21. September 2020
Von Hannes Schweiger

DO 17. September 2020
Solid Gold
NOUVELLE CUISINE
Fabian Rucker, Chris Kronreif, Andi See, Manfred Balasch, Florian Fennes (reeds)
Andi Pranzl, Aneel Soomary, Martin Ohrwalder, Walter Fend (trumpets),
Robert Bachner, Phil Yaeger, Gerald Pöttinger, Alex Rindberger (tb), Andreas Erd (g),
Christoph Cech (p, leader), Tibor Kövesdi (e-b), Lukas Knöfler (dr), Christian Mühlbacher (perc, leader)

Der große, alte Dampfer der österreichischen Jazz Big Band-Kultur feiert die Vollendung des sechsten Jahrzehnts irdischen Daseins ihrer Gründerväter respektive kompositorischen Masterminds Christoph Cech und Christian Mühlbacher. Geschlagene fünfunddreißig Jahre bereiten die beiden Orchesterchefs kalorienreiche Klangmenüs zu, die durch konsequent beigefügte strukturelle und klangfarbliche „Neugewürze“ die Gehörgangfreuden des geneigten Auditoriums aufs sinnintensivste zu erwecken wissen. Somit sei der soeben freierfundene „Duke-Award“ für fortwährendes Schaffen, den beiden Großformat-Meistern mit Hochachtung zugedacht. Im Grundton erklang die Musik dieses Abends, verpackt in Kompositionen älteren Datums bzw. Werken die im präsentationsfreien Zeitraum der pandemischen Beschränkungen entstanden, elegant und gediegen. Mit großem Herz und spritzigem Geist huldigten die eine ausgesprochene Vielfalt pflegenden Arrangements dem klassischen Big Band-Jargon. Viel „Ellingtonia“ in der Satzorganisation klingt an, aber auch die Weiterführungen von Dukes Erben, speziell jene von Gil Evans oder George Russell werden NC-eigen referenziert.

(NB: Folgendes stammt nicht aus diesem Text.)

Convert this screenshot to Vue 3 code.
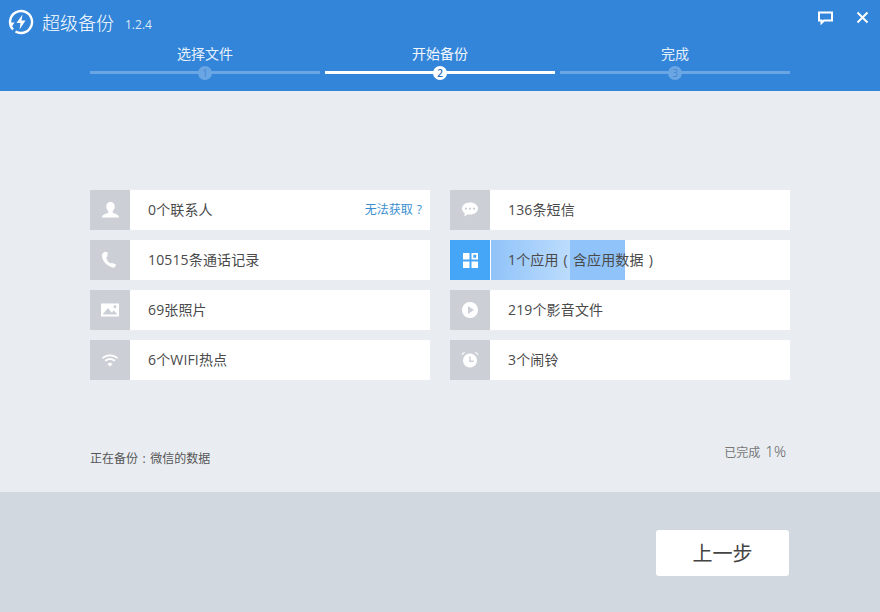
<script setup>
const left = [
  { id: 'user', text: '0个联系人', link: '无法获取' },
  { id: 'phone', text: '10515条通话记录' },
  { id: 'image', text: '69张照片' },
  { id: 'wifi', text: '6个WIFI热点' },
]
const right = [
  { id: 'chat', text: '136条短信' },
  { id: 'apps', text: '1个应用', paren: '含应用数据', active: true },
  { id: 'play', text: '219个影音文件' },
  { id: 'alarm', text: '3个闹铃' },
]
const columns = [left, right]
const steps = [
  { n: 1, label: '选择文件' },
  { n: 2, label: '开始备份', on: true },
  { n: 3, label: '完成' },
]
</script>

<template>
  <div class="app">
    <header class="head">
      <div class="top">
        <div class="brand">
          <svg class="logo" width="26" height="26" viewBox="0 0 26 26">
            <path d="M5 20.500A11 11 0 1 1 13 24a11 11 0 0 1-5.500-1.500" fill="none" stroke="#fff" stroke-width="2.400"/>
            <path d="M1.500 13.500h5l-2.500 4z" fill="#fff"/>
            <path d="M14.500 5.500 8.500 14h4l-1 6.500 6-9h-4z" fill="#fff"/>
          </svg>
          <span class="title">超级备份</span>
          <span class="ver">1.2.4</span>
        </div>
        <div class="tools">
          <svg width="15" height="14" viewBox="0 0 15 14"><path d="M1 1.500h13v8H6l-2.500 2.500V9.500H1z" fill="none" stroke="#fff" stroke-width="2"/></svg>
          <svg width="13" height="13" viewBox="0 0 13 13"><path d="M1.500 1.500l10 10M11.500 1.500l-10 10" stroke="#fff" stroke-width="2"/></svg>
        </div>
      </div>
      <div class="steps">
        <div v-for="s in steps" :key="s.n" class="step" :class="{ on: s.on }">
          <div class="step-label">{{ s.label }}</div>
          <div class="step-line"><span class="dot">{{ s.n }}</span></div>
        </div>
      </div>
    </header>

    <main class="main">
      <div class="grid">
        <div v-for="(col, i) in columns" :key="i" class="col">
          <div v-for="item in col" :key="item.id" class="row" :class="{ active: item.active }">
            <div class="ico">
              <svg width="20" height="20" viewBox="0 0 20 20" fill="#fff">
                <template v-if="item.id === 'user'">
                  <path d="M10.500 2c-2.600 0-4.200 1.800-4.200 4.500 0 2 .9 3.800 2 4.700v1.500c-1.800 1-5.800 1.300-6.300 4.300v.5h17v-.5c-.5-3-4.500-3.300-6.300-4.300v-1.500c1.100-.9 2-2.700 2-4.700 0-2.700-1.600-4.500-4.200-4.500z"/>
                </template>
                <template v-else-if="item.id === 'phone'">
                  <path transform="translate(-1.500 -.3) scale(1.15 1.05)" d="M5.500 2 7.500 2.500c.4.100.6.500.6.900L7.600 6.500c-.1.500-.4.800-.9.900.4 2.300 1.700 4.400 3.700 5.700.3-.4.700-.6 1.200-.5l3 1c.4.100.6.500.5.900l-.8 2c-.3.500-1 .7-1.700.5C7 15.500 3.500 11 3 6c-.1-1.600.8-3.300 2.500-4z"/>
                </template>
                <template v-else-if="item.id === 'image'">
                  <path fill-rule="evenodd" d="M1 3.500h18v13H1zM2.500 14.500h15l-3.500-4-2.500 2-3.500-4.500zM15 5.300a1.500 1.500 0 1 0 .01 0z"/>
                </template>
                <template v-else-if="item.id === 'wifi'">
                  <path d="M2 7.500C6.500 3.500 13.500 3.500 18 7.500l-1 1.200c-4-3.400-10-3.400-14 0z"/>
                  <path d="M4.700 10.300c3-2.600 7.600-2.600 10.600 0l-1 1.200c-2.500-2.100-6.100-2.100-8.600 0z"/>
                  <path d="M10 12.500l2.600 1.600L10 16.500l-2.600-2.400z"/>
                </template>
                <template v-else-if="item.id === 'chat'">
                  <path fill-rule="evenodd" d="M10 2.500c-4.700 0-8 2.800-8 6 0 2 1.100 3.700 2.900 4.700l-.7 3.300 3.500-2.200c.7.200 1.500.3 2.300.3 4.700 0 8-2.800 8-6.100s-3.300-6-8-6zM6 7.500a1.100 1.100 0 1 0 .01 0zM10 7.500a1.100 1.100 0 1 0 .01 0zM14 7.500a1.100 1.100 0 1 0 .01 0z"/>
                </template>
                <template v-else-if="item.id === 'apps'">
                  <path fill-rule="evenodd" d="M3 3h6.500v6.500H3zM3 11.500h6.500V18H3zM11.500 11.500H18V18h-6.500zM11.500 3H18v6.500h-6.500zM13.300 4.800v2.900h2.900V4.800z"/>
                </template>
                <template v-else-if="item.id === 'play'">
                  <path fill-rule="evenodd" d="M10 2a8 8 0 1 0 .01 0zM8 6l6 4-6 4z"/>
                </template>
                <template v-else>
                  <path fill-rule="evenodd" d="M10 3.500a7 7 0 1 0 .01 0zM9.200 6.500h1.400v4h3v1.400H9.200z"/>
                  <path d="M1.500 5.500C1.500 3 3.500 1.800 5.500 2.300zM18.500 5.500c0-2.500-2-3.700-4-3.200z"/>
                </template>
              </svg>
            </div>
            <div class="body">
              <template v-if="item.active">
                <span class="fade"></span>
                <span class="solid"></span>
              </template>
              <span class="text">{{ item.text }}<template v-if="item.paren"><span class="p">(</span>{{ item.paren }}<span class="p">)</span></template></span>
              <a v-if="item.link" class="link">{{ item.link }}<span class="q">?</span></a>
            </div>
          </div>
        </div>
      </div>
      <div class="status">
        <span class="now">正在备份<span class="colon">:</span>微信的数据</span>
        <span class="done">已完成<b>1%</b></span>
      </div>
    </main>

    <footer class="foot">
      <button class="back">上一步</button>
    </footer>
  </div>
</template>

<style scoped>
.app {
  width: 880px;
  height: 612px;
  display: flex;
  flex-direction: column;
  overflow: hidden;
  font-family: "Open Sans", "Noto Sans CJK SC", sans-serif;
  color: #444;
}
.head {
  height: 91px;
  background: #3285d9;
  color: #fff;
  box-sizing: border-box;
  flex: none;
}
.top {
  height: 44px;
  display: flex;
  justify-content: space-between;
}
.brand {
  display: flex;
  align-items: center;
  padding: 0 0 0 8px;
  height: 43px;
}
.logo { flex: none; }
.title {
  margin-left: 8px;
  font-size: 18px;
  font-weight: 300;
}
.ver {
  margin-left: 11px;
  margin-top: 5px;
  font-size: 12px;
  color: #dbe9f8;
}
.tools {
  display: flex;
  gap: 23px;
  padding: 11px 11px 0 0;
  align-items: flex-start;
}
.steps {
  display: flex;
  gap: 5px;
  padding: 0 90px;
}
.step { width: 230px; }
.step-label {
  text-align: center;
  font-size: 14px;
  line-height: 20px;
  height: 27px;
  color: #e6f0fb;
}
.step-line {
  height: 3px;
  background: #6ba6e4;
  display: flex;
  justify-content: center;
  align-items: center;
}
.dot {
  width: 14px;
  height: 14px;
  flex: none;
  border-radius: 50%;
  background: #6ba6e4;
  color: #4686cf;
  font-size: 10px;
  line-height: 14px;
  text-align: center;
}
.on .step-label { color: #f2f7fd; }
.on .step-line { background: #fff; }
.on .dot { background: #fff; color: #2a6fb8; font-weight: 600; }
.main {
  height: 401px;
  flex: none;
  background: #e9edf2;
  box-sizing: border-box;
  padding: 99px 90px 0;
}
.grid {
  display: flex;
  gap: 20px;
}
.col {
  width: 340px;
  display: flex;
  flex-direction: column;
  gap: 10px;
}
.row {
  height: 40px;
  display: flex;
}
.ico {
  width: 40px;
  flex: none;
  background: #ccd0d6;
  display: flex;
  align-items: center;
  justify-content: center;
}
.active .ico { background: #45a5f6; }
.body {
  position: relative;
  flex: 1;
  background: #fff;
  display: flex;
  align-items: center;
  justify-content: space-between;
  box-sizing: border-box;
  padding: 0 8px 2px 18px;
}
.active .body { border-left: 1px solid #fff; padding-left: 17px; }
.text {
  position: relative;
  font-size: 14px;
  letter-spacing: .15px;
  color: #4a4a4a;
}
.p { margin: 0 5px; }
.link {
  font-size: 12px;
  color: #3b8fd0;
}
.q { margin-left: 4px; }
.fade {
  position: absolute;
  left: 0;
  top: 0;
  bottom: 0;
  width: 79px;
  background: linear-gradient(90deg, #90c3f9, #bcdcfd);
}
.solid {
  position: absolute;
  left: 79px;
  top: 0;
  bottom: 0;
  width: 55px;
  background: #90c3f9;
}
.status {
  display: flex;
  justify-content: space-between;
  align-items: flex-end;
  margin-top: 62px;
}
.now {
  font-size: 12px;
  color: #555;
  line-height: 18px;
}
.colon { margin: 0 4.500px; }
.done {
  font-size: 12px;
  color: #777;
  padding: 0 4px 6px 0;
  line-height: 18px;
}
.done b {
  font-weight: 300;
  font-size: 15px;
  margin-left: 5px;
  color: #555;
}
.foot {
  flex: 1;
  background: #d1d8e0;
  display: flex;
  justify-content: flex-end;
  align-items: flex-start;
  padding: 38px 91px 0 0;
}
.back {
  width: 133px;
  height: 46px;
  border: 0;
  border-radius: 3px;
  background: #fff;
  color: #444;
  font: 20px "Noto Sans CJK SC", sans-serif;
  padding: 0 0 2px;
}
</style>
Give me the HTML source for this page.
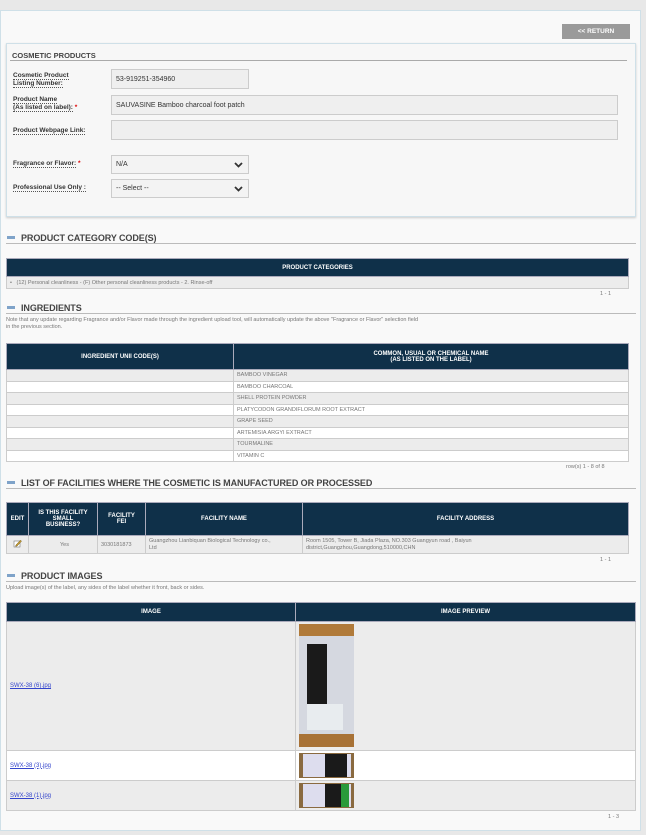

Vermessen anhand kniffligen kontrapunktischen Wetteiferns der Bläsersections, scharfer Dissonanzen, chromatischen Ausschweifungen, polytonalen Überlagerungen, kunstvollen Strukturverflechtungen. Die Tonalität bleibt dabei der definierte Aktionsradius. Von essentieller Stimulans für die cech-/mühlbachersche Klangwelt ist und bleibt eine komplex geschichtete Motorik. Die sich polyrhythmisch austobt, sich permanent erstaunlich wendet. Ein ungeheurer Drive pulsiert dahinter. Haftbar dafür ist der „Maschinist“ des Kollektivs, Lukas Knöfler. Einer der besten Big Band-Schlagzeuger hierzulande. Off-Beat-Kunststücke purzeln der Reihe nach herab. Mühlbacher ist gerne mit rockaffinen Rhythmus/Metrik-Parametern zugange, bevorzugt eine Klangblöcke-Architektur, Cech hingegen organisiert mit durchlässigen Gewebeüberlagerungen im Verbund mit luftigerer Groovness. Alles ausschließlich in time. Aber, entscheidender Richtwert sind unbestritten die individuellen Gaben der Musiker. Diese klischeefrei herauszufordern, ist eine dieser speziellen Fähigkeiten der beiden Kapellmeister. Freiraum eröffnet einmal ein balladesker Aggregatzustand, andermals ein up-tempo Umfeld. Die Improvisationen bleiben gleichfalls melodierhythmisch und funktionsharmonisch konventionell. Trotzdem lässt es der mit behänder Präzision agierende Klangkörper, eine zusätzliche Portion Nonchalance wäre schon reizvoll gewesen, nicht an Eigenart fehlen. Und ein Haufen meisterlicher Solisten sind sie auch. Vieles war dennoch Gold was glänzte.